The big management consulting firms are turning their hands to wine, and for a very good reason. Investors want to know when it’s best to buy and when to sell wine in a decision-making context based on criteria that go way beyond a simple score awarded by the world’s most famous wine critics. Luxury, wine and finance go well together and today it’s vital to master all three of these sectors in order to correctly advise chateaux, brands and domaines. In this sphere of expertise, and following an exchange with Sisi Liang of Platinion North America (part of the The Boston Consulting Group), in New York, I discovered a paper by Joseph L. Breeden entitled “A New kind of Wine Analytics”. And his analysis gives real food for thought.

Forecasting the price of wine in 10 years in relation to what we know about the evolution of prices over time, the influence of vintages and various scenarios concerning the future of the market, now there’s a great project! But modeling future price variations for a wine is no easy task. There is no certainty. In reality, the only thing we can be sure of is that a lot of wines don’t fall into the ‘investment’ category. So what qualifies a wine as an investment? There are four essential criteria: liquidity, durability, integrity and price variability. Using these as a base, investors want to know when is the best moment to buy a wine and when the value of a wine will appreciate most. In the world of wine, investors’ expectations are high, because the choices are made alongside other types of investment that are much more structured. To reassure an investor, we need answers to the following questions: What are the factors that determine a wine’s appreciation? How can we predict these as early as possible?
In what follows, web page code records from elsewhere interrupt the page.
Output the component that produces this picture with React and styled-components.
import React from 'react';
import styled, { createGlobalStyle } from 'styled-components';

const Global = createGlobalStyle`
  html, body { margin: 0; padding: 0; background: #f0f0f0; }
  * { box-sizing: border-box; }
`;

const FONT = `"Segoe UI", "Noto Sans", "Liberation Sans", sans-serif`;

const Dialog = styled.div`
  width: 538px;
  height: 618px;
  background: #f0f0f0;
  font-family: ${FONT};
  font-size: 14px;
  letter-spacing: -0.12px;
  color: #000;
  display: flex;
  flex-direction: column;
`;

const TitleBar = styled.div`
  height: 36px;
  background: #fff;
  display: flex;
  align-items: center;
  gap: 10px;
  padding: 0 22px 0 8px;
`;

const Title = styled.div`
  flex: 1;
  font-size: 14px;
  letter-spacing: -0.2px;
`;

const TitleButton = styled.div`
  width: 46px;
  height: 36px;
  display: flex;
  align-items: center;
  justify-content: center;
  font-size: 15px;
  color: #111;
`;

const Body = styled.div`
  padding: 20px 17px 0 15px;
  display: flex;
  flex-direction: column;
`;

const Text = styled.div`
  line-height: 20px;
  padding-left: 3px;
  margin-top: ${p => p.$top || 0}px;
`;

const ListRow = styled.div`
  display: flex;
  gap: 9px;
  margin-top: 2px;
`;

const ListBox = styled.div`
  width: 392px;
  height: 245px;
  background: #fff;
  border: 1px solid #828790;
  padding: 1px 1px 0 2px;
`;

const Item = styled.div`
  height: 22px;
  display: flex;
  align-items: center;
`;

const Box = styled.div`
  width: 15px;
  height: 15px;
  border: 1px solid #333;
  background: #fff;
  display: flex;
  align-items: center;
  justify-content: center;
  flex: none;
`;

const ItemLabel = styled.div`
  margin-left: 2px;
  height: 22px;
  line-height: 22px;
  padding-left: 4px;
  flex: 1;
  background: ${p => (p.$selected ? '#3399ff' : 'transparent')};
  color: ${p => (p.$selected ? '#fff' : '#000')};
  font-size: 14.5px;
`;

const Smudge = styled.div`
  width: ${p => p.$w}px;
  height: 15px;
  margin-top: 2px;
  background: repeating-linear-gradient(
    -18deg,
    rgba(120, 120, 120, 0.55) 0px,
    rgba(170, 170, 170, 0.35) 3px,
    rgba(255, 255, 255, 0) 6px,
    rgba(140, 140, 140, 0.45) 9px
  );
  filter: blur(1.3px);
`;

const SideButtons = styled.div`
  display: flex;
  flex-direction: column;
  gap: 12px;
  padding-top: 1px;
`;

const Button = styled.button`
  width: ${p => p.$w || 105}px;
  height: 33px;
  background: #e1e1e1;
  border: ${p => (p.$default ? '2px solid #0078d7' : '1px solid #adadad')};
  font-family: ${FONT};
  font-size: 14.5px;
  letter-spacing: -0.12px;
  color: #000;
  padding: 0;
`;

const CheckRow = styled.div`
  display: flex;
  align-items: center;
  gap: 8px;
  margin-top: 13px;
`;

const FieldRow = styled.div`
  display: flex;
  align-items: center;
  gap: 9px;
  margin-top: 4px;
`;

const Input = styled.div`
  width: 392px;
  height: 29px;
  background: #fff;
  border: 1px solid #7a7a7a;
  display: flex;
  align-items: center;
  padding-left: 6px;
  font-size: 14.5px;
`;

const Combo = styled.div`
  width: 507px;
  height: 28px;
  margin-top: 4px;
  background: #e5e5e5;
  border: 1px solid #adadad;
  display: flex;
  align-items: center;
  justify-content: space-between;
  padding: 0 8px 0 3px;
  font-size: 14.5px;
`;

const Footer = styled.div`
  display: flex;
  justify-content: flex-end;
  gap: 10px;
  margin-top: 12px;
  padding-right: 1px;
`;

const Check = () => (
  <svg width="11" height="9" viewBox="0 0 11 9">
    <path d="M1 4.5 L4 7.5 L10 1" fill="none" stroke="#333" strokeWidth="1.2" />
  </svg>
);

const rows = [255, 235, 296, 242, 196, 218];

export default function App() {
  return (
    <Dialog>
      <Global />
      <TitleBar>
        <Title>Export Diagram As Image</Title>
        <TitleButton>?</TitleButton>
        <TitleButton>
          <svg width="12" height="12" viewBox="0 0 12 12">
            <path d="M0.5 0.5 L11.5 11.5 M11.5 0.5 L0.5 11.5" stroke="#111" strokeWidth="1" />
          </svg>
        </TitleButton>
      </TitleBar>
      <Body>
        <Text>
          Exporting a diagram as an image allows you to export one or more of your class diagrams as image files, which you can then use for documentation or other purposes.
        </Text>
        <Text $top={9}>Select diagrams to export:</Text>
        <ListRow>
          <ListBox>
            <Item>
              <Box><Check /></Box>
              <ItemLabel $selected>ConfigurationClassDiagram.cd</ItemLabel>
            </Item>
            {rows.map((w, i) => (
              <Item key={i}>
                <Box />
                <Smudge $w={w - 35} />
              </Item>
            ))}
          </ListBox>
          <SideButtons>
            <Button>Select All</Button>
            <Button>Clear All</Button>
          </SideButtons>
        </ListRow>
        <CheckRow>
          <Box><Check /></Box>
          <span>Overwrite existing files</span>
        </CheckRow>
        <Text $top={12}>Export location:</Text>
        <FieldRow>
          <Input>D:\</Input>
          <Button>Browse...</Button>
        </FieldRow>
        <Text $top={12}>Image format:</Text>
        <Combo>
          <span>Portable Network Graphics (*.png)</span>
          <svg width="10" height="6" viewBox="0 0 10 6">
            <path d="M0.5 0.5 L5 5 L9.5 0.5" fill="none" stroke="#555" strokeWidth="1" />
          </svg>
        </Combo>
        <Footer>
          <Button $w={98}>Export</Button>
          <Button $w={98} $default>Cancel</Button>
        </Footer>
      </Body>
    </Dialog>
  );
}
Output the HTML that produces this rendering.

This analysis guides the investor by evaluating the price evolution curve of a wine over time. Although initial price volatility over the first 6 to 8 years is a key point in this analysis, it shows that the major price appreciation takes place after 8 to 20 years. And if it can’t predict a new price hike like the “Lafite bubble” (what a shame for the speculators!), it does at least have the merit of rationalizing investment in wine. Scary? No, on the contrary, it’s really exciting!